-- Start of Dataset rows --

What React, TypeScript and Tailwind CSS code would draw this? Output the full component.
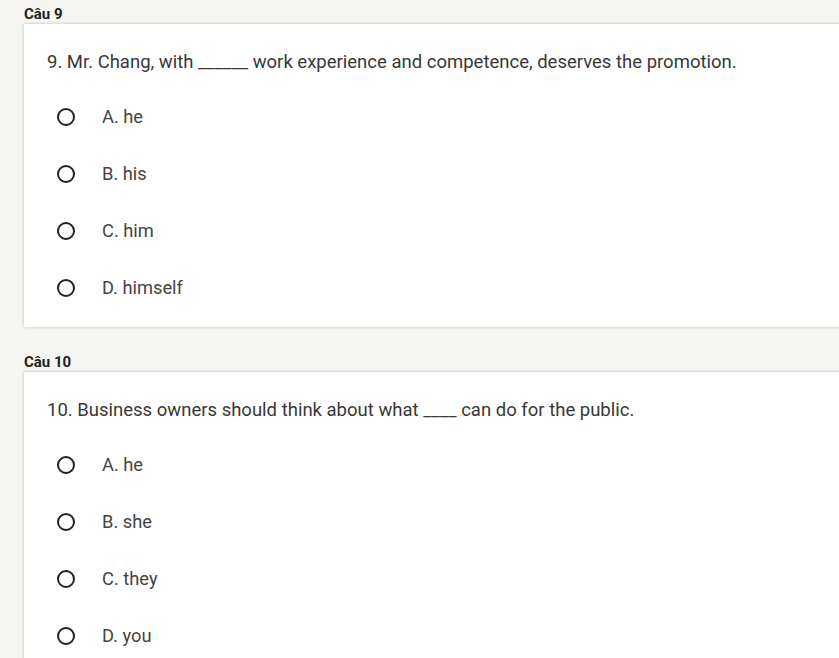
import React from 'react';

type Question = {
  label: string;
  text: string;
  options: string[];
};

const questions: Question[] = [
  {
    label: 'Câu 9',
    text: '9. Mr. Chang, with ______ work experience and competence, deserves the promotion.',
    options: ['A. he', 'B. his', 'C. him', 'D. himself'],
  },
  {
    label: 'Câu 10',
    text: '10. Business owners should think about what ____ can do for the public.',
    options: ['A. he', 'B. she', 'C. they', 'D. you'],
  },
];

function QuestionCard({ q, first }: { q: Question; first: boolean }) {
  return (
    <section className={first ? 'pt-[4px]' : 'mt-[25px]'}>
      <div className="h-[20px] leading-[20px] text-[15px] font-bold text-[#222]">{q.label}</div>
      <div className="bg-white shadow-[0_0_3px_rgba(0,0,0,0.25)] px-[23px] pt-[25px] pb-[11px] w-[900px]">
        <p className="text-[18.5px] leading-[26px] text-[#383838]">{q.text}</p>
        <ul className="mt-[13px]">
          {q.options.map((opt) => (
            <li key={opt} className="h-[57px] flex items-center pl-[10px]">
              <span className="w-[18px] h-[18px] rounded-full border-2 border-[#222] shrink-0" />
              <span className="ml-[27px] text-[18.3px] text-[#444]">{opt}</span>
            </li>
          ))}
        </ul>
      </div>
    </section>
  );
}

export default function App() {
  return (
    <div
      className="w-[839px] h-[658px] overflow-hidden bg-[#f5f5f2] pl-[24px]"
      style={{ fontFamily: 'Roboto, "Liberation Sans", sans-serif' }}
    >
      {questions.map((q, i) => (
        <QuestionCard key={q.label} q={q} first={i === 0} />
      ))}
    </div>
  );
}
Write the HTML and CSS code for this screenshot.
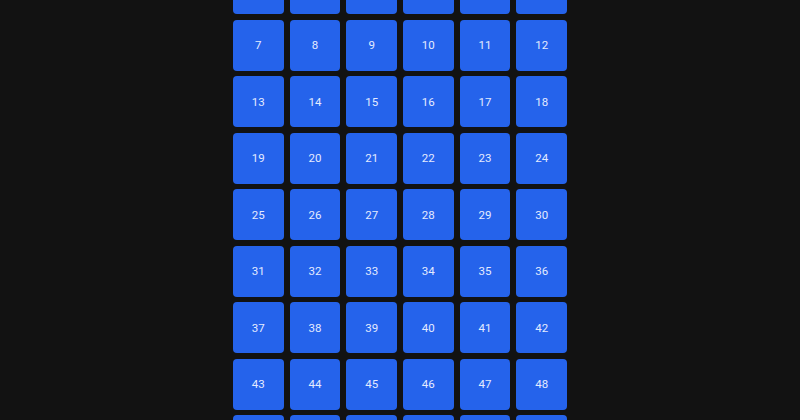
FILE: index.html
```html
<!DOCTYPE html>
<html lang="en">
<head>
  <meta charset="UTF-8">
  <meta name="viewport" content="width=device-width, initial-scale=1.0">
  <title>Number Grid</title>
  <link rel="stylesheet" href="styles.css">
</head>
<body>
  <div class="grid">
    <div class="tile">1</div><div class="tile">2</div><div class="tile">3</div>
    <div class="tile">4</div><div class="tile">5</div><div class="tile">6</div>
    <div class="tile">7</div><div class="tile">8</div><div class="tile">9</div>
    <div class="tile">10</div><div class="tile">11</div><div class="tile">12</div>
    <div class="tile">13</div><div class="tile">14</div><div class="tile">15</div>
    <div class="tile">16</div><div class="tile">17</div><div class="tile">18</div>
    <div class="tile">19</div><div class="tile">20</div><div class="tile">21</div>
    <div class="tile">22</div><div class="tile">23</div><div class="tile">24</div>
    <div class="tile">25</div><div class="tile">26</div><div class="tile">27</div>
    <div class="tile">28</div><div class="tile">29</div><div class="tile">30</div>
    <div class="tile">31</div><div class="tile">32</div><div class="tile">33</div>
    <div class="tile">34</div><div class="tile">35</div><div class="tile">36</div>
    <div class="tile">37</div><div class="tile">38</div><div class="tile">39</div>
    <div class="tile">40</div><div class="tile">41</div><div class="tile">42</div>
    <div class="tile">43</div><div class="tile">44</div><div class="tile">45</div>
    <div class="tile">46</div><div class="tile">47</div><div class="tile">48</div>
    <div class="tile">49</div><div class="tile">50</div><div class="tile">51</div>
    <div class="tile">52</div><div class="tile">53</div><div class="tile">54</div>
  </div>
</body>
</html>
```

FILE: styles.css
```css
/* Page */
html {
  overflow: hidden;
}

body {
  margin: 0;
  background: #121212;
  font-family: 'Roboto', 'Liberation Sans', sans-serif;
}

/* Number grid, scrolled past the first row */
.grid {
  width: 334px;
  margin: -36.5px auto 0;
  display: grid;
  grid-template-columns: repeat(6, 1fr);
  grid-auto-rows: 50.7px;
  column-gap: 6px;
  row-gap: 5.8px;
}

.tile {
  display: flex;
  justify-content: center;
  align-items: center;
  background: #2563eb;
  color: #e4ebff;
  border-radius: 4px;
  font-size: 11.5px;
  font-weight: 400;
}
```
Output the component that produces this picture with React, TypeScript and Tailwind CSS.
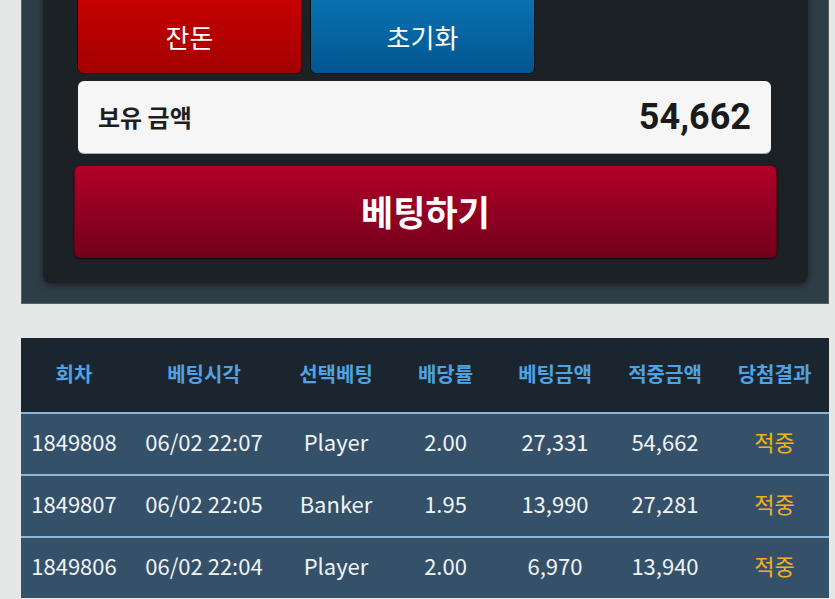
import React from "react";

const rows = [
  { no: "1849808", time: "06/02 22:07", pick: "Player", odds: "2.00", bet: "27,331", win: "54,662", result: "적중" },
  { no: "1849807", time: "06/02 22:05", pick: "Banker", odds: "1.95", bet: "13,990", win: "27,281", result: "적중" },
  { no: "1849806", time: "06/02 22:04", pick: "Player", odds: "2.00", bet: "6,970", win: "13,940", result: "적중" },
];

const heads = ["회차", "베팅시각", "선택베팅", "배당률", "베팅금액", "적중금액", "당첨결과"];

const cols = "grid grid-cols-[106px_154px_110px_109px_110px_110px_109px]";

const App = () => {
  return (
    <div
      className="min-h-screen w-[835px] overflow-hidden bg-[#e6e7e7] pl-[21px] pr-[6px]"
      style={{ fontFamily: '"Noto Sans CJK KR", "Noto Sans", sans-serif' }}
    >
      {/* bet panel, top is scrolled off */}
      <div className="-mt-[20px] border-x border-b border-[#55626b] bg-[#2f3d47] pb-[20px] pl-[21px] pr-[20px]">
        <div className="rounded-b-lg bg-[#1c2125] px-[31px] pb-[25px] pt-[14px] shadow-[0_2px_6px_rgba(0,0,0,0.5)]">
          <div className="flex gap-[8px] pl-[3px]">
            <button className="flex h-[80px] w-[225px] items-center justify-center rounded-md border border-[#2a0505] bg-gradient-to-b from-[#c80000] to-[#a30000] pt-[4px] text-[26px] text-white">
              잔돈
            </button>
            <button className="flex h-[80px] w-[225px] items-center justify-center rounded-md border border-[#06121c] bg-gradient-to-b from-[#0a74b4] to-[#03558f] pt-[4px] text-[26px] text-white">
              초기화
            </button>
          </div>
          <div className="mx-[4px] mr-[6px] mt-[7px] flex h-[73px] items-center justify-between rounded-md border-b border-[#9fb0c4] bg-[#f6f6f6] pl-[20px] pr-[20px]">
            <span className="text-[24px] font-bold text-[#1e1e1e]">보유 금액</span>
            <span
              className="text-[36px] font-bold text-[#1a1a1a]"
              style={{ fontFamily: "Roboto, sans-serif" }}
            >
              54,662
            </span>
          </div>
          <button className="mt-[11px] flex h-[93px] w-full items-center justify-center rounded-md border border-[#5a0614] bg-gradient-to-b from-[#b2002a] to-[#72001a] text-[35px] font-bold text-white shadow-[0_1px_2px_rgba(0,0,0,0.6)]">
            베팅하기
          </button>
        </div>
      </div>

      {/* history table */}
      <div className="mt-[34px] w-[808px]">
        <div className={`${cols} h-[74px] items-center bg-[#1a2530] pb-[2px] text-[20px] font-bold leading-none text-[#4fa3e3]`}>
          {heads.map((h) => (
            <div key={h} className="text-center">
              {h}
            </div>
          ))}
        </div>
        {rows.map((r) => (
          <div key={r.no} className={`${cols} h-[62px] items-center border-t-2 border-[#8cb7d6] bg-[#35516a] pb-[6px] text-[22px] leading-none text-[#f1f4f7]`}>
            <div className="text-center">{r.no}</div>
            <div className="text-center">{r.time}</div>
            <div className="text-center">{r.pick}</div>
            <div className="text-center">{r.odds}</div>
            <div className="text-center">{r.bet}</div>
            <div className="text-center">{r.win}</div>
            <div className="text-center text-[#f2b21e]">{r.result}</div>
          </div>
        ))}
      </div>
    </div>
  );
};

export default App;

-- End of Dataset rows --

(Exercise requirements): Copy the material shown above in full and exactly. Skip the pictures.

(Response below):
What React, TypeScript and Tailwind CSS code would draw this? Output the full component.
import React from 'react';

type Question = {
  label: string;
  text: string;
  options: string[];
};

const questions: Question[] = [
  {
    label: 'Câu 9',
    text: '9. Mr. Chang, with ______ work experience and competence, deserves the promotion.',
    options: ['A. he', 'B. his', 'C. him', 'D. himself'],
  },
  {
    label: 'Câu 10',
    text: '10. Business owners should think about what ____ can do for the public.',
    options: ['A. he', 'B. she', 'C. they', 'D. you'],
  },
];

function QuestionCard({ q, first }: { q: Question; first: boolean }) {
  return (
    <section className={first ? 'pt-[4px]' : 'mt-[25px]'}>
      <div className="h-[20px] leading-[20px] text-[15px] font-bold text-[#222]">{q.label}</div>
      <div className="bg-white shadow-[0_0_3px_rgba(0,0,0,0.25)] px-[23px] pt-[25px] pb-[11px] w-[900px]">
        <p className="text-[18.5px] leading-[26px] text-[#383838]">{q.text}</p>
        <ul className="mt-[13px]">
          {q.options.map((opt) => (
            <li key={opt} className="h-[57px] flex items-center pl-[10px]">
              <span className="w-[18px] h-[18px] rounded-full border-2 border-[#222] shrink-0" />
              <span className="ml-[27px] text-[18.3px] text-[#444]">{opt}</span>
            </li>
          ))}
        </ul>
      </div>
    </section>
  );
}

export default function App() {
  return (
    <div
      className="w-[839px] h-[658px] overflow-hidden bg-[#f5f5f2] pl-[24px]"
      style={{ fontFamily: 'Roboto, "Liberation Sans", sans-serif' }}
    >
      {questions.map((q, i) => (
        <QuestionCard key={q.label} q={q} first={i === 0} />
      ))}
    </div>
  );
}
Write the HTML and CSS code for this screenshot.
FILE: index.html
```html
<!DOCTYPE html>
<html lang="en">
<head>
  <meta charset="UTF-8">
  <meta name="viewport" content="width=device-width, initial-scale=1.0">
  <title>Number Grid</title>
  <link rel="stylesheet" href="styles.css">
</head>
<body>
  <div class="grid">
    <div class="tile">1</div><div class="tile">2</div><div class="tile">3</div>
    <div class="tile">4</div><div class="tile">5</div><div class="tile">6</div>
    <div class="tile">7</div><div class="tile">8</div><div class="tile">9</div>
    <div class="tile">10</div><div class="tile">11</div><div class="tile">12</div>
    <div class="tile">13</div><div class="tile">14</div><div class="tile">15</div>
    <div class="tile">16</div><div class="tile">17</div><div class="tile">18</div>
    <div class="tile">19</div><div class="tile">20</div><div class="tile">21</div>
    <div class="tile">22</div><div class="tile">23</div><div class="tile">24</div>
    <div class="tile">25</div><div class="tile">26</div><div class="tile">27</div>
    <div class="tile">28</div><div class="tile">29</div><div class="tile">30</div>
    <div class="tile">31</div><div class="tile">32</div><div class="tile">33</div>
    <div class="tile">34</div><div class="tile">35</div><div class="tile">36</div>
    <div class="tile">37</div><div class="tile">38</div><div class="tile">39</div>
    <div class="tile">40</div><div class="tile">41</div><div class="tile">42</div>
    <div class="tile">43</div><div class="tile">44</div><div class="tile">45</div>
    <div class="tile">46</div><div class="tile">47</div><div class="tile">48</div>
    <div class="tile">49</div><div class="tile">50</div><div class="tile">51</div>
    <div class="tile">52</div><div class="tile">53</div><div class="tile">54</div>
  </div>
</body>
</html>
```

FILE: styles.css
```css
/* Page */
html {
  overflow: hidden;
}

body {
  margin: 0;
  background: #121212;
  font-family: 'Roboto', 'Liberation Sans', sans-serif;
}

/* Number grid, scrolled past the first row */
.grid {
  width: 334px;
  margin: -36.5px auto 0;
  display: grid;
  grid-template-columns: repeat(6, 1fr);
  grid-auto-rows: 50.7px;
  column-gap: 6px;
  row-gap: 5.8px;
}

.tile {
  display: flex;
  justify-content: center;
  align-items: center;
  background: #2563eb;
  color: #e4ebff;
  border-radius: 4px;
  font-size: 11.5px;
  font-weight: 400;
}
```
Output the component that produces this picture with React, TypeScript and Tailwind CSS.
import React from "react";

const rows = [
  { no: "1849808", time: "06/02 22:07", pick: "Player", odds: "2.00", bet: "27,331", win: "54,662", result: "적중" },
  { no: "1849807", time: "06/02 22:05", pick: "Banker", odds: "1.95", bet: "13,990", win: "27,281", result: "적중" },
  { no: "1849806", time: "06/02 22:04", pick: "Player", odds: "2.00", bet: "6,970", win: "13,940", result: "적중" },
];

const heads = ["회차", "베팅시각", "선택베팅", "배당률", "베팅금액", "적중금액", "당첨결과"];

const cols = "grid grid-cols-[106px_154px_110px_109px_110px_110px_109px]";

const App = () => {
  return (
    <div
      className="min-h-screen w-[835px] overflow-hidden bg-[#e6e7e7] pl-[21px] pr-[6px]"
      style={{ fontFamily: '"Noto Sans CJK KR", "Noto Sans", sans-serif' }}
    >
      {/* bet panel, top is scrolled off */}
      <div className="-mt-[20px] border-x border-b border-[#55626b] bg-[#2f3d47] pb-[20px] pl-[21px] pr-[20px]">
        <div className="rounded-b-lg bg-[#1c2125] px-[31px] pb-[25px] pt-[14px] shadow-[0_2px_6px_rgba(0,0,0,0.5)]">
          <div className="flex gap-[8px] pl-[3px]">
            <button className="flex h-[80px] w-[225px] items-center justify-center rounded-md border border-[#2a0505] bg-gradient-to-b from-[#c80000] to-[#a30000] pt-[4px] text-[26px] text-white">
              잔돈
            </button>
            <button className="flex h-[80px] w-[225px] items-center justify-center rounded-md border border-[#06121c] bg-gradient-to-b from-[#0a74b4] to-[#03558f] pt-[4px] text-[26px] text-white">
              초기화
            </button>
          </div>
          <div className="mx-[4px] mr-[6px] mt-[7px] flex h-[73px] items-center justify-between rounded-md border-b border-[#9fb0c4] bg-[#f6f6f6] pl-[20px] pr-[20px]">
            <span className="text-[24px] font-bold text-[#1e1e1e]">보유 금액</span>
            <span
              className="text-[36px] font-bold text-[#1a1a1a]"
              style={{ fontFamily: "Roboto, sans-serif" }}
            >
              54,662
            </span>
          </div>
          <button className="mt-[11px] flex h-[93px] w-full items-center justify-center rounded-md border border-[#5a0614] bg-gradient-to-b from-[#b2002a] to-[#72001a] text-[35px] font-bold text-white shadow-[0_1px_2px_rgba(0,0,0,0.6)]">
            베팅하기
          </button>
        </div>
      </div>

      {/* history table */}
      <div className="mt-[34px] w-[808px]">
        <div className={`${cols} h-[74px] items-center bg-[#1a2530] pb-[2px] text-[20px] font-bold leading-none text-[#4fa3e3]`}>
          {heads.map((h) => (
            <div key={h} className="text-center">
              {h}
            </div>
          ))}
        </div>
        {rows.map((r) => (
          <div key={r.no} className={`${cols} h-[62px] items-center border-t-2 border-[#8cb7d6] bg-[#35516a] pb-[6px] text-[22px] leading-none text-[#f1f4f7]`}>
            <div className="text-center">{r.no}</div>
            <div className="text-center">{r.time}</div>
            <div className="text-center">{r.pick}</div>
            <div className="text-center">{r.odds}</div>
            <div className="text-center">{r.bet}</div>
            <div className="text-center">{r.win}</div>
            <div className="text-center text-[#f2b21e]">{r.result}</div>
          </div>
        ))}
      </div>
    </div>
  );
};

export default App;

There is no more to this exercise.